Posted 10/10/2012 10:47 PM (GMT 0)
AAHHHHHHH!!! I am so sick of this STUPID anxiety!!! So unbelievable frustrated with not being able to do anything without freaking out and then feeling guilty for not trying hard enough.
I had been trying so hard to get my butt in gear and start accomplishing some goals and just when I was starting to do good
1) my mom who is visiting still to supposedly take care of me (which I resent) Fell into a cactus and got stuck there! When I came out she was literally covered in blood and full of cactus spines. After holding it together and helping her I decided to try and calm down and make dinner, during which
2) The stove caught on fire! I got it out finally and it took hours to air the house out
and the next day
3)we had an attempted break-in at our house while we were all sleeping. After waking to the power being cut off, My roommate chased them off, and everyone was trying to calm down. But there I was laying in bed jittering, shaking and generally freaking out. It's hard enough to try to make it through the day just getting out of bed and talking a small walk around the block without having to be scared of this kind of stuff.
The really messed up thing is that I was more upset about having uncontrollable body shakes than I was about the break-in.

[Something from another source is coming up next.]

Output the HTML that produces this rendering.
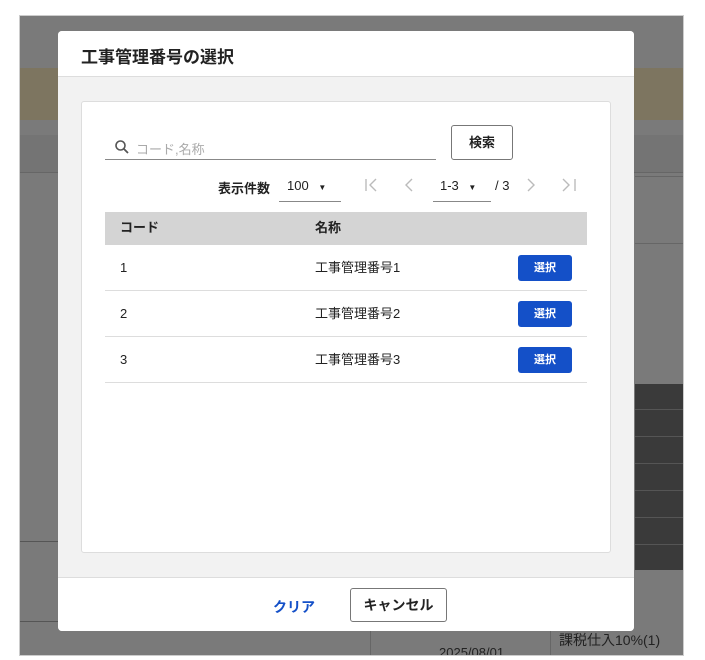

I'm just having a bad week and having a hard time staying upbeat. Does anyone have any good news in their lives or encouraging progress? Maybe we could post positive things here to remind myself and others of why we keep trying so hard.
My one bit of good news is that the night of the break-in I finally accomplished my goal from last week of walking up to the corner store by myself. It was very uncomfortable and I had to remind myself to keep breathing, but I did it. Now, I have to make myself do it every day!
So sorry for the rant, I'm feeling much better now. Please feel free to post achievements, progress and goals reached :)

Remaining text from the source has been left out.